** Start Raw data **

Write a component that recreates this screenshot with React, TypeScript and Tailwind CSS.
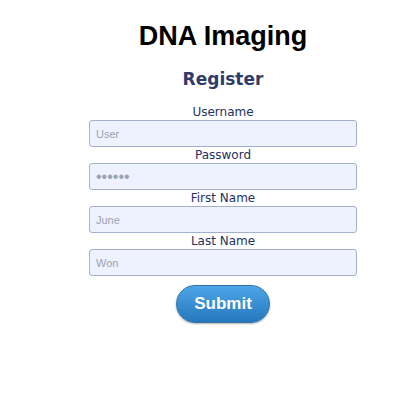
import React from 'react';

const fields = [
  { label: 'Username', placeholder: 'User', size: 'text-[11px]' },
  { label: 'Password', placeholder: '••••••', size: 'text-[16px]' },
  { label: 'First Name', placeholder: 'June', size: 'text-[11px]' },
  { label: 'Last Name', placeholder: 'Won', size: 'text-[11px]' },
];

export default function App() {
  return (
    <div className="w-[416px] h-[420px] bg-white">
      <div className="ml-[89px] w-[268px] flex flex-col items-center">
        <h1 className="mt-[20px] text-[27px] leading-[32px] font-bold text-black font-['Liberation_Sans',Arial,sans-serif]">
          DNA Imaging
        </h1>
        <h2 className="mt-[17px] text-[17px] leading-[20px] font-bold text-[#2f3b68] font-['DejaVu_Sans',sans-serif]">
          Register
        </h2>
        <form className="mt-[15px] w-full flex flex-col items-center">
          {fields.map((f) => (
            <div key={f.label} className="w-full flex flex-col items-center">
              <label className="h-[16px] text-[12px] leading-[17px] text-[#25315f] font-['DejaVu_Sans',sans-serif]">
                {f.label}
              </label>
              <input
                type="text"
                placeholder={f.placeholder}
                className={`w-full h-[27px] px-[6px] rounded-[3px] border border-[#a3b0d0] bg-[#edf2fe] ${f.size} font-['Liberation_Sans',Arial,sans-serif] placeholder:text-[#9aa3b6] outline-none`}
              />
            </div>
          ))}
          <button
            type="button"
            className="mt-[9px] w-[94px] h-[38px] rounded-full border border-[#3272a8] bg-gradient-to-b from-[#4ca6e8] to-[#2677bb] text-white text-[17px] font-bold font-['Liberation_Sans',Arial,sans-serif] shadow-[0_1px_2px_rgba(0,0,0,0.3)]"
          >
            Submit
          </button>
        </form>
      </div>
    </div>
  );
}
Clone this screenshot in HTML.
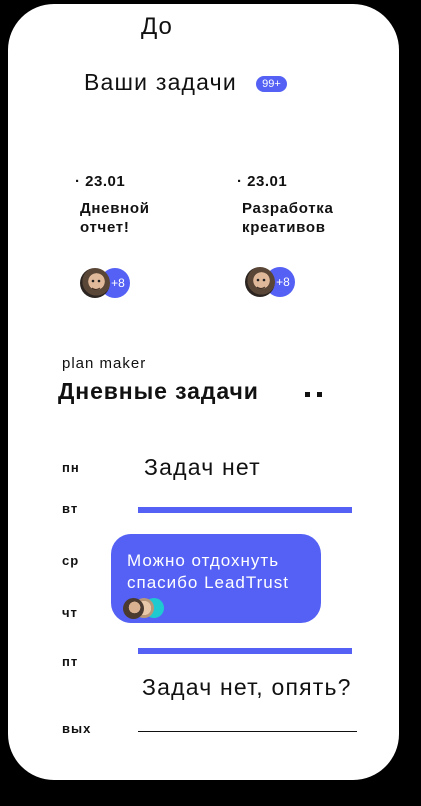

** End Raw data **

What is expected: The pictures in the entries should be left out; output everything else exactly.

Solution to this task:
Write a component that recreates this screenshot with React, TypeScript and Tailwind CSS.
import React from 'react';

const fields = [
  { label: 'Username', placeholder: 'User', size: 'text-[11px]' },
  { label: 'Password', placeholder: '••••••', size: 'text-[16px]' },
  { label: 'First Name', placeholder: 'June', size: 'text-[11px]' },
  { label: 'Last Name', placeholder: 'Won', size: 'text-[11px]' },
];

export default function App() {
  return (
    <div className="w-[416px] h-[420px] bg-white">
      <div className="ml-[89px] w-[268px] flex flex-col items-center">
        <h1 className="mt-[20px] text-[27px] leading-[32px] font-bold text-black font-['Liberation_Sans',Arial,sans-serif]">
          DNA Imaging
        </h1>
        <h2 className="mt-[17px] text-[17px] leading-[20px] font-bold text-[#2f3b68] font-['DejaVu_Sans',sans-serif]">
          Register
        </h2>
        <form className="mt-[15px] w-full flex flex-col items-center">
          {fields.map((f) => (
            <div key={f.label} className="w-full flex flex-col items-center">
              <label className="h-[16px] text-[12px] leading-[17px] text-[#25315f] font-['DejaVu_Sans',sans-serif]">
                {f.label}
              </label>
              <input
                type="text"
                placeholder={f.placeholder}
                className={`w-full h-[27px] px-[6px] rounded-[3px] border border-[#a3b0d0] bg-[#edf2fe] ${f.size} font-['Liberation_Sans',Arial,sans-serif] placeholder:text-[#9aa3b6] outline-none`}
              />
            </div>
          ))}
          <button
            type="button"
            className="mt-[9px] w-[94px] h-[38px] rounded-full border border-[#3272a8] bg-gradient-to-b from-[#4ca6e8] to-[#2677bb] text-white text-[17px] font-bold font-['Liberation_Sans',Arial,sans-serif] shadow-[0_1px_2px_rgba(0,0,0,0.3)]"
          >
            Submit
          </button>
        </form>
      </div>
    </div>
  );
}
Clone this screenshot in HTML.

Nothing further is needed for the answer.